U.S. Geological Survey Techniques and Methods 6–A8

ONLINE ONLY

 

By David L. Parkhurst, Kenneth L. Kipp, Peter Engesgaard, and Scott R. Charlton


This report is available in pdf.

Abstract

The computer program PHAST simulates multi-component, reactive solute transport in three-dimensional saturated ground-water flow systems. PHAST is a versatile ground-water flow and solute-transport simulator with capabilities to model a wide range of equilibrium and kinetic geochemical reactions. The flow and transport calculations are based on a modified version of HST3D that is restricted to constant fluid density and constant temperature. The geochemical reactions are simulated with the geochemical model PHREEQC, which is embedded in PHAST.

PHAST is applicable to the study of natural and contaminated ground-water systems at a variety of scales ranging from laboratory experiments to local and regional field scales. PHAST can be used in studies of migration of nutrients, inorganic and organic contaminants, and radionuclides; in projects such as aquifer storage and recovery or engineered remediation; and in investigations of the natural rock-water interactions in aquifers. PHAST is not appropriate for unsaturated-zone flow, multiphase flow, density-dependent flow, or waters with high ionic strengths.

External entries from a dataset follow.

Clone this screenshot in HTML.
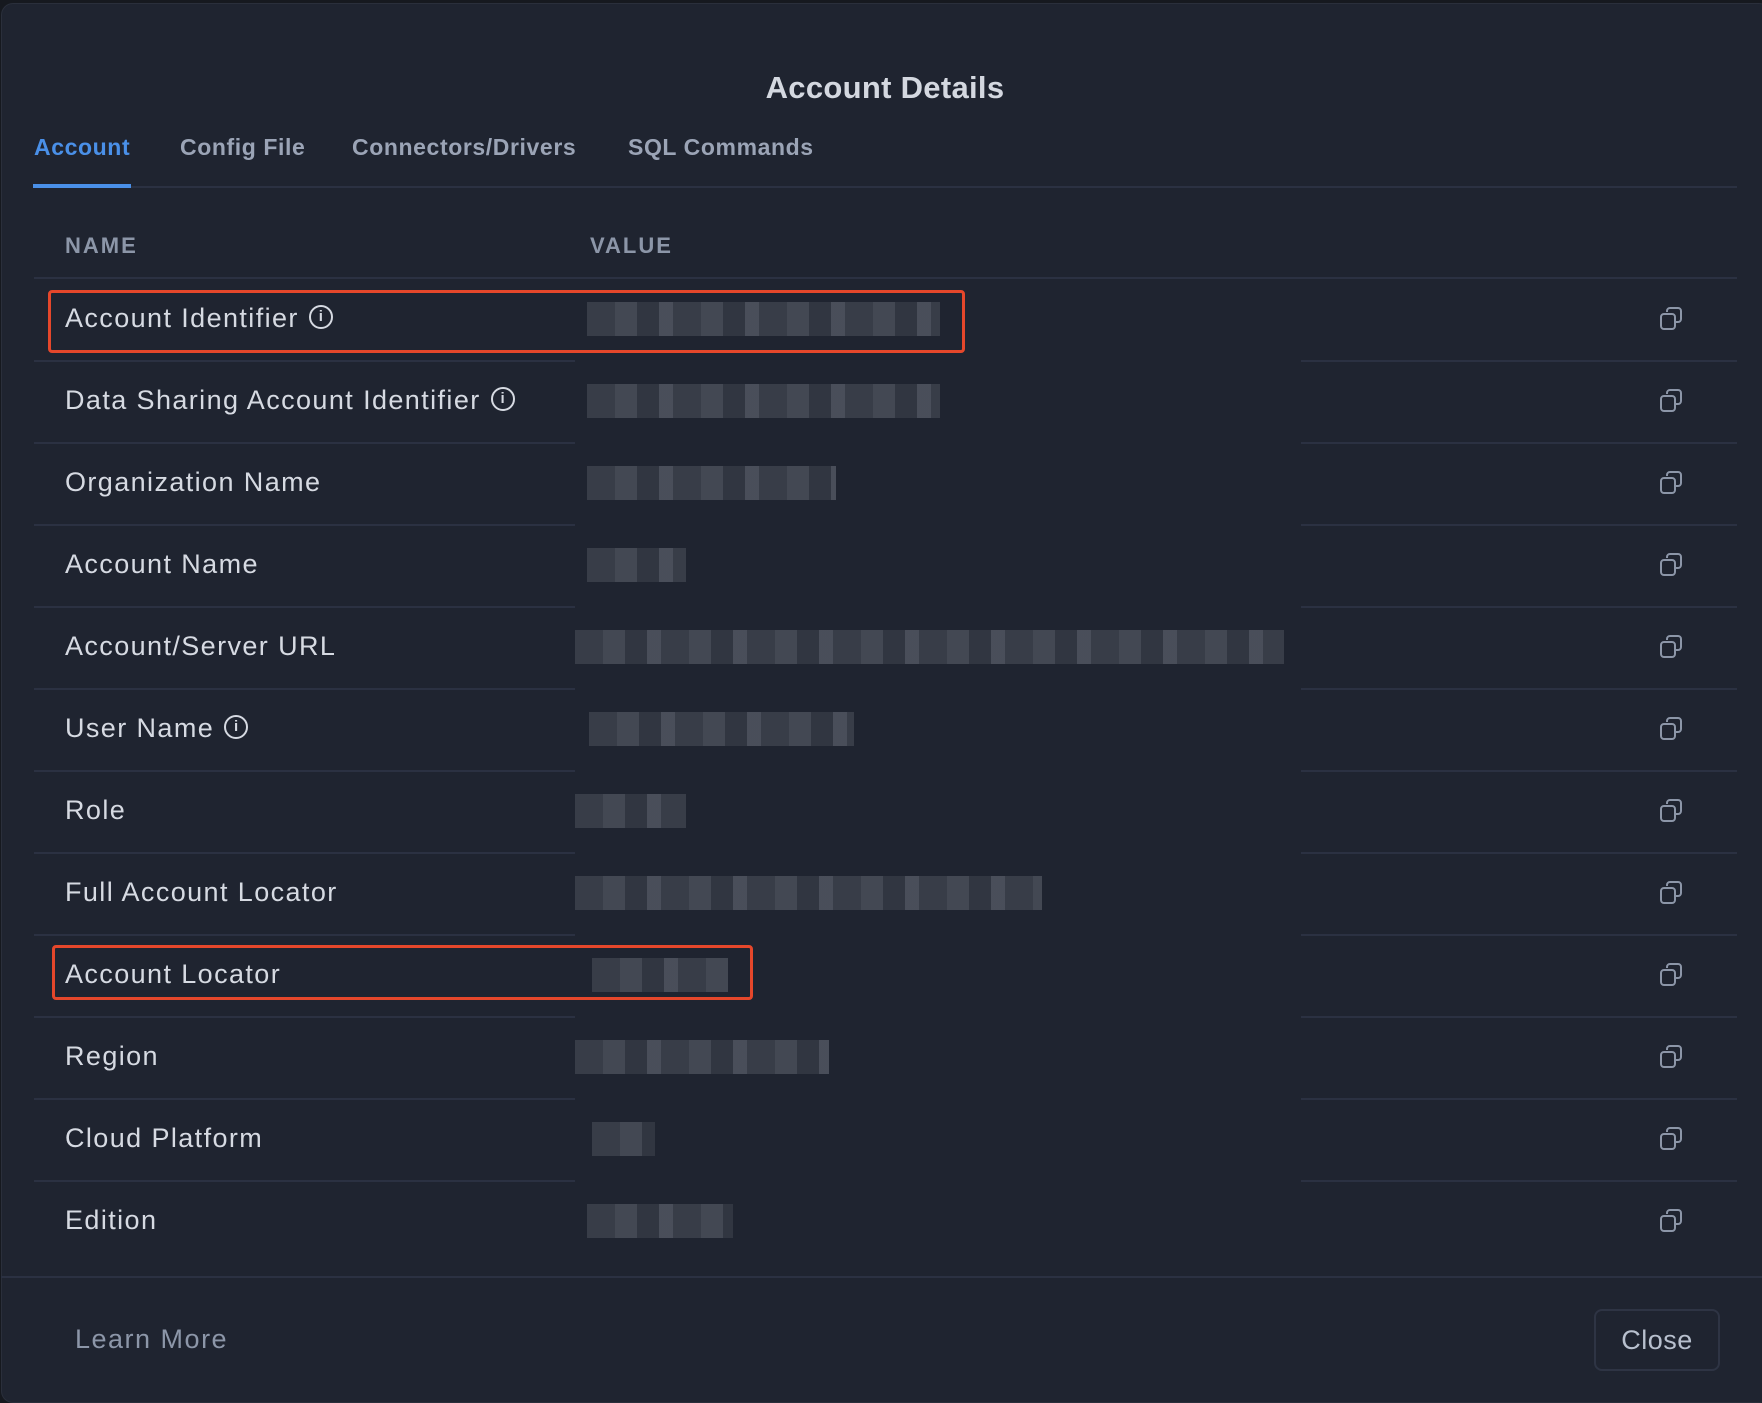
<!DOCTYPE html>
<html><head><meta charset="utf-8"><style>
*{margin:0;padding:0;box-sizing:border-box}
body{width:1762px;height:1396px;background:#16191f;font-family:"Liberation Sans",sans-serif;position:relative;overflow:hidden}
.dlg{position:absolute;left:1px;top:3px;width:1770px;height:1400px;background:#1f2430;border-radius:12px;border:1px solid #2a2f3b}
.abs{position:absolute}
.title{left:0;width:1770px;top:70px;text-align:center;font-size:31px;font-weight:bold;color:#d4d8e0;letter-spacing:0.3px}
.tab{top:134px;font-size:23px;font-weight:bold;color:#9ba4b6;letter-spacing:0.6px}
.line{height:2px;background:#2b3142}
.hdr{top:233px;font-size:22px;font-weight:bold;color:#8c96a8;letter-spacing:2px}
.name{left:65px;font-size:27px;color:#d6dae2;line-height:30px;letter-spacing:1.4px}
.info{display:inline-block;width:24px;height:24px;border:2px solid #d6dae2;border-radius:50%;vertical-align:middle;margin-left:10px;position:relative;top:-3px;font-size:15px;text-align:center;line-height:20px;font-weight:bold;letter-spacing:0}
.val{height:34px;background:repeating-linear-gradient(90deg,#3b404b 0 28px,#474c57 28px 50px,#333843 50px 72px,#4e535e 72px 86px);opacity:.9}
.red{border:3px solid #e5472b;border-radius:4px}
</style></head><body>
<div class="dlg"></div>
<div class="abs title">Account Details</div>
<div class="abs tab" style="left:34px;color:#4a90e8">Account</div>
<div class="abs tab" style="left:180px">Config File</div>
<div class="abs tab" style="left:352px">Connectors/Drivers</div>
<div class="abs tab" style="left:628px">SQL Commands</div>
<div class="abs line" style="left:34px;top:186px;width:1703px"></div>
<div class="abs" style="left:33px;top:184px;width:98px;height:4px;background:#4a90e8"></div>
<div class="abs hdr" style="left:65px">NAME</div>
<div class="abs hdr" style="left:590px">VALUE</div>
<div class="abs line" style="left:34px;top:277px;width:1703px"></div>

<div id="rows"></div>
<script>
var names=['Account Identifier|i','Data Sharing Account Identifier|i','Organization Name','Account Name','Account/Server URL','User Name|i','Role','Full Account Locator','Account Locator','Region','Cloud Platform','Edition'];
var vx=[[587,940],[587,940],[587,836],[587,686],[575,1284],[589,854],[575,686],[575,1042],[592,728],[575,829],[592,655],[587,733]];
var h='';
for(var i=0;i<12;i++){var c=319+82*i;var p=names[i].split('|');
h+='<div class="abs name" style="top:'+(c-16)+'px">'+p[0]+(p[1]?'<span class="info">i</span>':'')+'</div>';
h+='<div class="abs val" style="left:'+vx[i][0]+'px;top:'+(c-17)+'px;width:'+(vx[i][1]-vx[i][0])+'px"></div>';
h+='<svg class="abs" style="left:1658px;top:'+(c-13)+'px" width="26" height="26" viewBox="0 0 26 26" fill="none" stroke="#8c96a8" stroke-width="2"><path d="M9 6V5a3 3 0 0 1 3-3h8a3 3 0 0 1 3 3v8a3 3 0 0 1-3 3h-2"/><rect x="3" y="8" width="14" height="15" rx="3"/></svg>';
if(i<11){h+='<div class="abs line" style="left:34px;top:'+(c+41)+'px;width:541px"></div><div class="abs line" style="left:1301px;top:'+(c+41)+'px;width:436px"></div>';}
}
document.getElementById('rows').innerHTML=h;
</script>
<div class="abs red" style="left:48px;top:290px;width:917px;height:63px"></div>
<div class="abs red" style="left:52px;top:945px;width:701px;height:55px"></div>
<div class="abs line" style="left:1px;top:1276px;width:1761px;height:2px"></div>
<div class="abs" style="left:75px;top:1324px;font-size:27px;color:#8c96a8;letter-spacing:1.5px">Learn More</div>
<div class="abs" style="left:1594px;top:1309px;width:126px;height:62px;border:2px solid #2e3444;border-radius:8px;font-size:27px;color:#b8c0ce;text-align:center;line-height:58px;letter-spacing:0.5px">Close</div>
</body></html>
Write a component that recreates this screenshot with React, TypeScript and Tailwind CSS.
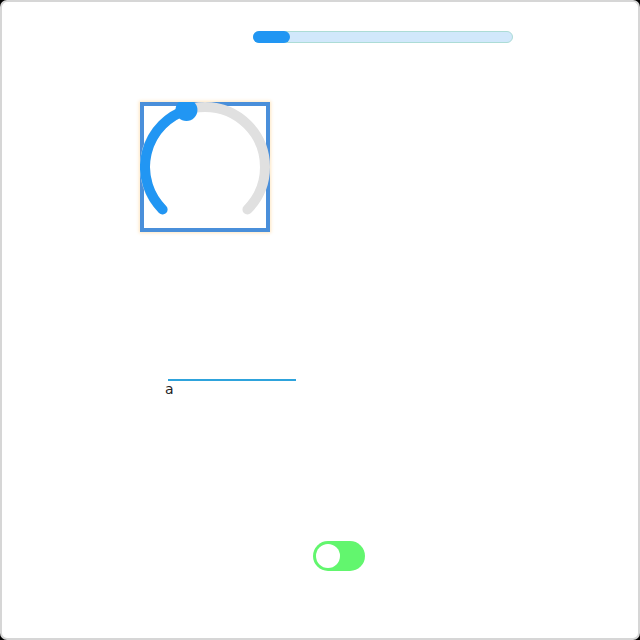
import React from "react";

function Knob() {
  const cx = 65, cy = 65, r = 60;
  const pt = (deg: number) => {
    const a = (deg * Math.PI) / 180;
    return [cx + r * Math.sin(a), cy - r * Math.cos(a)];
  };
  const arc = (a0: number, a1: number) => {
    const [x0, y0] = pt(a0);
    const [x1, y1] = pt(a1);
    const large = a1 - a0 > 180 ? 1 : 0;
    return `M ${x0} ${y0} A ${r} ${r} 0 ${large} 1 ${x1} ${y1}`;
  };
  const thumb = -18;
  const [tx, ty] = pt(thumb);
  return (
    <div className="relative w-[130px] h-[130px] border-4 border-[#4a8fda] bg-white shadow-[0_0_3px_1px_rgba(255,200,120,0.45)]">
      <svg className="absolute left-[-4px] top-[-4px]" width="130" height="130" viewBox="0 0 130 130">
        <path d={arc(-135, 135)} fill="none" stroke="#e0e0e0" strokeWidth="10" strokeLinecap="round" />
        <path d={arc(-135, thumb)} fill="none" stroke="#2196f3" strokeWidth="10" strokeLinecap="round" />
        <circle cx={tx} cy={ty} r="11" fill="#2196f3" />
      </svg>
    </div>
  );
}

export default function App() {
  return (
    <div className="w-[640px] h-[640px] bg-black">
      <div className="w-full h-full rounded-[7px] border-2 border-[#d6d6d6] bg-white flex flex-col">
        <div className="mt-[29px] ml-[251px] w-[260px] h-[12px] rounded-full bg-[#d1e8fb] border border-[#acdcd6]">
          <div className="w-[37px] h-[12px] rounded-full bg-[#2196f3] -mt-px -ml-px" />
        </div>
        <div className="mt-[59px] ml-[138px]">
          <Knob />
        </div>
        <div className="mt-[147px] ml-[166px] w-[128px] h-[2px] bg-[#2ea3dc]" />
        <div className="ml-[163px] mt-0 text-[14px] leading-[17px] text-[#222] font-['DejaVu_Sans',sans-serif]">a</div>
        <div className="mt-[143px] ml-[311px] w-[52px] h-[30px] rounded-full bg-[#62f66e] flex items-center px-[3px]">
          <div className="w-[24px] h-[24px] rounded-full bg-white" />
        </div>
      </div>
    </div>
  );
}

A variety of boundary conditions are available in PHAST to simulate flow and transport, including specified-head, flux, and leaky conditions, as well as the special cases of rivers and wells. Chemical reactions in PHAST include (1) homogeneous equilibria using an ion-association thermodynamic model; (2) heterogeneous equilibria between the aqueous solution and minerals, gases, surface complexation sites, ion exchange sites, and solid solutions; and (3) kinetic reactions with rates that are a function of solution composition. The aqueous model (elements, chemical reactions, and equilibrium constants), minerals, gases, exchangers, surfaces, and rate expressions may be defined or modified by the user.

A number of options are available to save results of simulations to output files. The data may be saved in three formats: a format suitable for viewing with a text editor; a format suitable for exporting to spreadsheets and post-processing programs; or in Hierarchical Data Format (HDF), which is a compressed binary format. Data in the HDF file can be visualized on Windows computers with the program Model Viewer and extracted with the utility program PHASTHDF; both programs are distributed with PHAST.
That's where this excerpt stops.